# COLLECTED MATERIAL:
** Start **

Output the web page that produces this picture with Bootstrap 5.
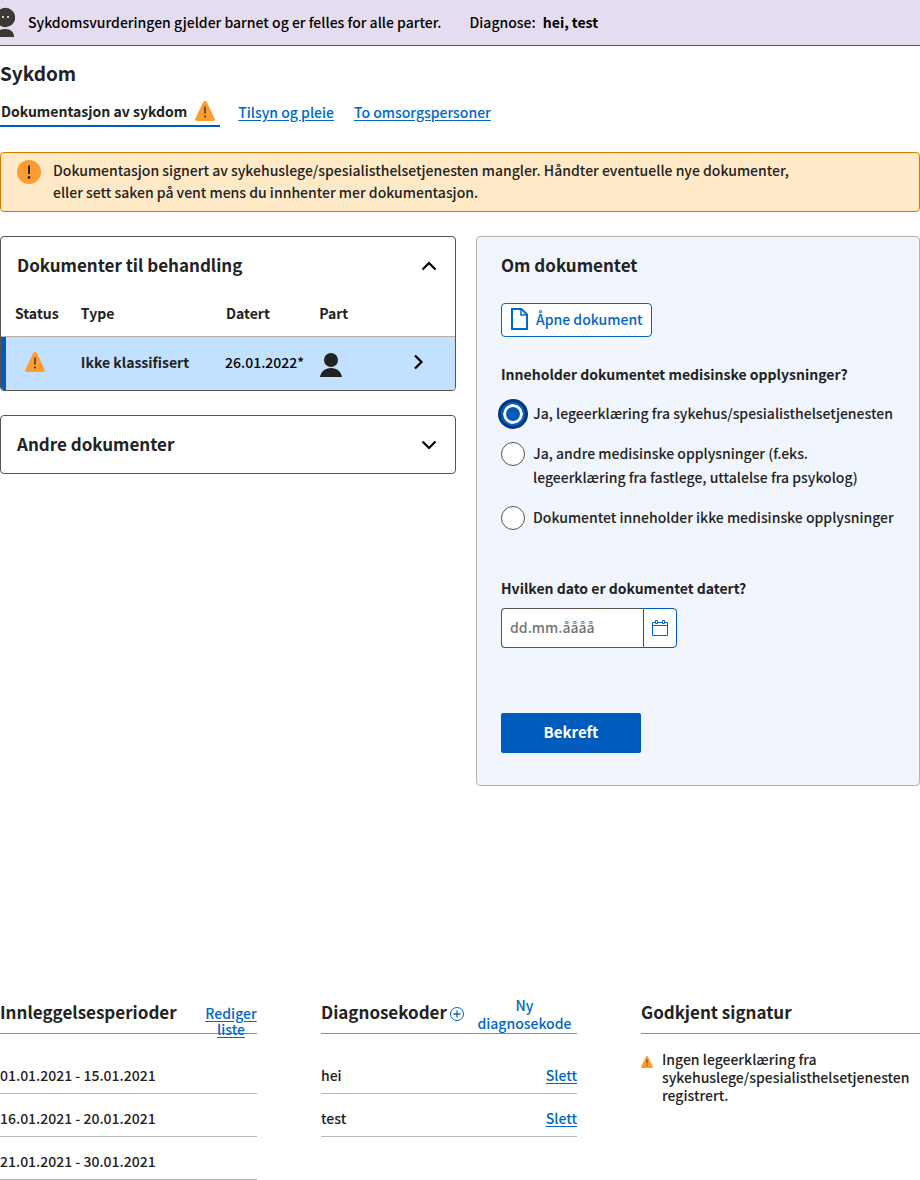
<!DOCTYPE html>
<html lang="nb">
<head>
<meta charset="utf-8">
<meta name="viewport" content="width=device-width, initial-scale=1">
<title>Sykdom</title>
<link href="https://cdn.jsdelivr.net/npm/bootstrap@5.3.0/dist/css/bootstrap.min.css" rel="stylesheet">
<style>
  :root { --blue: #005bbd; --link: #0067c5; --ink: #222; --line: #b7b1a9; }
  body { font-family: "Noto Sans CJK SC", "Noto Sans", sans-serif; font-size: 14px; font-weight: 500; line-height: 24px; color: var(--ink); }
  svg { display: block; flex: none; }
  a, button, input { font-weight: 500; }
  a, .link-btn { color: var(--link); text-underline-offset: 2px; }
  .link-btn { background: none; border: 0; padding: 0; }
  h1, h2 { font-weight: 600; margin: 0; }
  h1 { font-size: 19px; line-height: 28px; margin-top: 13px; }
  h2 { font-size: 17px; line-height: 24px; }

  .child-banner { background: #e6dcef; border-bottom: 1px solid #634689; color: #000; min-height: 46px; padding-bottom: 2px; }
  .child-banner .facts { gap: 28px; margin-left: 13px; }

  .page-tabs { margin-top: 11px; gap: 20px; }
  .page-tabs .nav-link { padding: 0 0 2px; color: var(--link); text-decoration: underline; }
  .page-tabs .nav-link.active { padding: 0 5px 2px 1px; gap: 8px; min-height: 29px; color: var(--ink); font-weight: 600; text-decoration: none; border-bottom: 2px solid var(--blue); margin-right: -2px; }

  .notice { margin: 25px 0 24px; padding: 7px 16px; gap: 12px; background: #ffe9c6; border: 1px solid #d47b00; border-radius: 4px; line-height: 22px; color: var(--ink); }
  .notice p { max-width: 750px; margin-top: -1px; margin-bottom: 1px; }

  .workspace { display: grid; grid-template-columns: 456fr 444fr; gap: 20px; align-items: start; }
  .doc-panel { border: 1px solid #59514b; border-radius: 4px; overflow: hidden; background: #fff; }
  .doc-panel + .doc-panel { margin-top: 24px; }
  .panel-toggle { width: 100%; min-height: 57px; padding: 0 18px 0 16px; background: none; border: 0; color: var(--ink); text-align: left; }
  .panel-toggle h2 { padding-bottom: 2px; }
  .doc-table { table-layout: fixed; width: 100%; }
  .doc-table th, .doc-table td { padding: 0 0 2px 14px; font-weight: 600; }
  .doc-table thead th { height: 42px; padding-bottom: 4px; border-bottom: 1px solid var(--line); }
  .doc-table tbody tr { background: #c2e0ff; height: 54px; }
  .doc-table tbody td:first-child { padding-left: 24px; background: linear-gradient(90deg, var(--blue) 5px, transparent 5px); }
  .doc-table td.dated { padding-left: 13px; font-weight: 500; color: #000; }
  .doc-table td.party { padding-top: 4px; padding-bottom: 0; }

  .detail { background: #f1f5fd; border: 1px solid #b7b1a9; border-radius: 4px; padding: 16px 24px 32px; }
  .open-doc { margin-top: 26px; height: 34px; padding: 0 8px 2px; gap: 8px; background: #fff; color: var(--link); border: 1px solid var(--link); border-radius: 4px; }
  .question { display: block; font-size: 14px; line-height: 24px; font-weight: 600; margin: 0; }
  .choices { margin-top: 25px; }
  .choices .question { margin-bottom: 16px; }
  .choice { display: flex; gap: 8px; }
  .choice + .choice { margin-top: 16px; }
  .choice label { margin: -1px 0 1px; }
  .choice .form-check-input { flex: none; width: 24px; height: 24px; margin: 0; border: 1px solid #59514b; background-color: #fff; }
  .choice .form-check-input:checked { background-image: none; background-color: var(--blue); border: 2px solid #0060c5; box-shadow: inset 0 0 0 3px #fff, 0 0 0 3px #00347d; }
  .date-label { margin: 46px 0 8px; }
  .date-field { width: 176px; height: 40px; }
  .date-field input { min-width: 0; flex: 1; padding: 0 8px 2px; border: 1px solid #59514b; border-right: 0; border-radius: 4px 0 0 4px; background: #fff; color: var(--ink); }
  .date-field input::placeholder { color: #757575; opacity: 1; }
  .date-field button { width: 34px; padding: 0; display: grid; place-items: center; background: #fff; border: 1px solid var(--blue); border-radius: 0 4px 4px 0; }
  .confirm { margin-top: 65px; width: 140px; height: 40px; padding: 0 0 2px; background: var(--blue); color: #fff; border: 0; border-radius: 2px; font-size: 15px; font-weight: 600; }

  .summary { display: grid; grid-template-columns: 257fr 256fr 279fr; gap: 64px; margin-top: 210px; }
  .summary header { display: flex; align-items: flex-start; height: 38px; border-bottom: 1px solid #8c8c8c; margin-bottom: 17px; }
  .summary header h2 { line-height: 32px; }
  .edit-list { line-height: 16px; width: 52px; margin-left: auto; padding-top: 9px; text-decoration: underline; }
  .add-code { display: flex; flex: 1; line-height: 18px; }
  .add-code svg { margin: 11px 0 0 3px; }
  .add-code span { flex: 1; padding: 0 4px 0 12px; }
  .rows li { display: flex; justify-content: space-between; padding: 12px 0 6px; border-bottom: 1px solid #b7b7b7; }
  .missing { display: flex; gap: 9px; line-height: 18px; }
  .missing svg { margin-top: 5px; }
  .missing p { margin-top: -1px; }
</style>
</head>
<body>
<svg width="0" height="0" class="position-absolute" aria-hidden="true">
  <symbol id="warn" viewBox="0 0 20 20">
    <path d="M10 0c.8 0 1.400.4 1.800 1.100l7.900 16.600c.6 1.200-.1 2.300-1.300 2.300H1.600C.4 20-.3 18.900.3 17.700L8.200 1.100C8.600.4 9.200 0 10 0z" fill="#ff9c30"/>
    <path d="M10 5.500v7" stroke="#3e3832" stroke-width="1.500"/><circle cx="10" cy="15.500" r="1.100" fill="#3e3832"/>
  </symbol>
</svg>

<div class="child-banner d-flex align-items-center">
  <svg width="15" height="38" viewBox="0 0 15 38" aria-hidden="true">
    <circle cx="5.500" cy="14.500" r="9.700" fill="#3e3832"/><circle cx="3" cy="14" r="1" fill="#fff"/><circle cx="8" cy="14" r="1" fill="#fff"/>
    <path d="M-4 34c0-5 3-8 9-8s9 3 9 8z" fill="#3e3832"/>
  </svg>
  <div class="facts d-flex flex-wrap">
    <span>Sykdomsvurderingen gjelder barnet og er felles for alle parter.</span>
    <span>Diagnose: <b class="ms-1">hei, test</b></span>
  </div>
</div>

<main>
  <h1>Sykdom</h1>
  <nav class="page-tabs nav align-items-center">
    <a class="nav-link active d-flex align-items-center" aria-current="page" href="#dokumentasjon">Dokumentasjon av sykdom
      <svg width="20" height="20" aria-hidden="true"><use href="#warn"/></svg></a>
    <a class="nav-link" href="#tilsyn">Tilsyn og pleie</a>
    <a class="nav-link" href="#omsorg">To omsorgspersoner</a>
  </nav>

  <div class="notice d-flex" role="alert">
    <svg width="24" height="24" viewBox="0 0 24 24" aria-hidden="true"><circle cx="12" cy="12" r="12" fill="#ff9c30"/><path d="M12 5.500v8.500" stroke="#222" stroke-width="2"/><circle cx="12" cy="17.500" r="1.400" fill="#222"/></svg>
    <p>Dokumentasjon signert av sykehuslege/spesialisthelsetjenesten mangler. Håndter eventuelle nye dokumenter, eller sett saken på vent mens du innhenter mer dokumentasjon.</p>
  </div>

  <div class="workspace">
    <div>
      <section class="doc-panel">
        <button type="button" class="panel-toggle d-flex align-items-center justify-content-between" aria-expanded="true">
          <h2>Dokumenter til behandling</h2>
          <svg width="16" height="10" viewBox="0 0 16 10" fill="none" stroke="#000" stroke-width="2.200"><path d="M1.500 8.500L8 2l6.500 6.500"/></svg>
        </button>
        <table class="doc-table">
          <colgroup><col style="width:14.5%"><col style="width:32%"><col style="width:20.5%"><col style="width:21%"><col style="width:12%"></colgroup>
          <thead><tr><th scope="col">Status</th><th scope="col">Type</th><th scope="col">Datert</th><th scope="col">Part</th><th aria-label="Velg"></th></tr></thead>
          <tbody><tr>
            <td><svg width="20" height="20" aria-hidden="true"><use href="#warn"/></svg></td>
            <td>Ikke klassifisert</td>
            <td class="dated">26.01.2022*</td>
            <td class="party"><svg width="24" height="24" viewBox="0 0 24 24" fill="#222" aria-hidden="true"><circle cx="12" cy="7" r="7"/><path d="M1 24c1-5.500 5-9 11-9s10 3.500 11 9z"/></svg></td>
            <td><svg width="10" height="16" viewBox="0 0 10 16" fill="none" stroke="#000" stroke-width="2.200" aria-hidden="true"><path d="M1 1.500L7.500 8L1 14.500"/></svg></td>
          </tr></tbody>
        </table>
      </section>
      <section class="doc-panel">
        <button type="button" class="panel-toggle d-flex align-items-center justify-content-between" aria-expanded="false">
          <h2>Andre dokumenter</h2>
          <svg width="16" height="10" viewBox="0 0 16 10" fill="none" stroke="#000" stroke-width="2.200"><path d="M1.500 1.500L8 8l6.500-6.500"/></svg>
        </button>
      </section>
    </div>

    <form class="detail">
      <h2>Om dokumentet</h2>
      <button type="button" class="open-doc d-flex align-items-center">
        <svg width="18" height="22" viewBox="0 0 18 22" fill="none" stroke="#0067c5" stroke-width="2" aria-hidden="true"><path d="M2 1h9.500L17 6.500V21H2z"/><path d="M11 1v6h6" stroke-width="1.500"/></svg>
        Åpne dokument
      </button>
      <fieldset class="choices">
        <legend class="question">Inneholder dokumentet medisinske opplysninger?</legend>
        <div class="choice"><input class="form-check-input" type="radio" name="innhold" id="c1" checked><label for="c1">Ja, legeerklæring fra sykehus/spesialisthelsetjenesten</label></div>
        <div class="choice"><input class="form-check-input" type="radio" name="innhold" id="c2"><label for="c2">Ja, andre medisinske opplysninger (f.eks.<br>legeerklæring fra fastlege, uttalelse fra psykolog)</label></div>
        <div class="choice"><input class="form-check-input" type="radio" name="innhold" id="c3"><label for="c3">Dokumentet inneholder ikke medisinske opplysninger</label></div>
      </fieldset>
      <label class="question date-label" for="dato">Hvilken dato er dokumentet datert?</label>
      <div class="date-field d-flex">
        <input type="text" id="dato" placeholder="dd.mm.åååå">
        <button type="button" aria-label="Åpne datovelger"><svg width="16" height="16" viewBox="0 0 16 16" fill="none" stroke="#0067c5" aria-hidden="true"><path d="M3 2.500H.5v13h15v-13H13M6 2.500h4M.5 5.500h15"/><path d="M3.500.5h2v3h-2zM10.500.5h2v3h-2z"/></svg></button>
      </div>
      <button type="submit" class="confirm">Bekreft</button>
    </form>
  </div>

  <div class="summary">
    <section>
      <header><h2>Innleggelsesperioder</h2><button type="button" class="link-btn edit-list">Rediger liste</button></header>
      <ul class="rows list-unstyled mb-0"><li>01.01.2021 - 15.01.2021</li><li>16.01.2021 - 20.01.2021</li><li>21.01.2021 - 30.01.2021</li></ul>
    </section>
    <section>
      <header><h2>Diagnosekoder</h2>
        <button type="button" class="link-btn add-code"><svg width="14" height="14" viewBox="0 0 14 14" fill="none" stroke="#0067c5" aria-hidden="true"><circle cx="7" cy="7" r="6.500"/><path d="M7 3.500v7M3.500 7h7" stroke-width="1.300"/></svg><span>Ny diagnosekode</span></button></header>
      <ul class="rows list-unstyled mb-0"><li>hei <button type="button" class="link-btn text-decoration-underline">Slett</button></li><li>test <button type="button" class="link-btn text-decoration-underline">Slett</button></li></ul>
    </section>
    <section>
      <header><h2>Godkjent signatur</h2></header>
      <div class="missing"><svg width="12" height="12" aria-hidden="true"><use href="#warn"/></svg><p class="mb-0">Ingen legeerklæring fra sykehuslege/spesialisthelsetjenesten registrert.</p></div>
    </section>
  </div>
</main>
<script src="https://cdn.jsdelivr.net/npm/bootstrap@5.3.0/dist/js/bootstrap.bundle.min.js"></script>
</body>
</html>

** End **

# EXERCISE:
Begin at the top of the material above and output each line exactly, stopping after the line that holds "padding: 0 5px". Leave out pictures.

# CORRECT OUTPUT:
Output the web page that produces this picture with Bootstrap 5.
<!DOCTYPE html>
<html lang="nb">
<head>
<meta charset="utf-8">
<meta name="viewport" content="width=device-width, initial-scale=1">
<title>Sykdom</title>
<link href="https://cdn.jsdelivr.net/npm/bootstrap@5.3.0/dist/css/bootstrap.min.css" rel="stylesheet">
<style>
  :root { --blue: #005bbd; --link: #0067c5; --ink: #222; --line: #b7b1a9; }
  body { font-family: "Noto Sans CJK SC", "Noto Sans", sans-serif; font-size: 14px; font-weight: 500; line-height: 24px; color: var(--ink); }
  svg { display: block; flex: none; }
  a, button, input { font-weight: 500; }
  a, .link-btn { color: var(--link); text-underline-offset: 2px; }
  .link-btn { background: none; border: 0; padding: 0; }
  h1, h2 { font-weight: 600; margin: 0; }
  h1 { font-size: 19px; line-height: 28px; margin-top: 13px; }
  h2 { font-size: 17px; line-height: 24px; }

  .child-banner { background: #e6dcef; border-bottom: 1px solid #634689; color: #000; min-height: 46px; padding-bottom: 2px; }
  .child-banner .facts { gap: 28px; margin-left: 13px; }

  .page-tabs { margin-top: 11px; gap: 20px; }
  .page-tabs .nav-link { padding: 0 0 2px; color: var(--link); text-decoration: underline; }
  .page-tabs .nav-link.active { padding: 0 5px 2px 1px; gap: 8px; min-height: 29px; color: var(--ink); font-weight: 600; text-decoration: none; border-bottom: 2px solid var(--blue); margin-right: -2px; }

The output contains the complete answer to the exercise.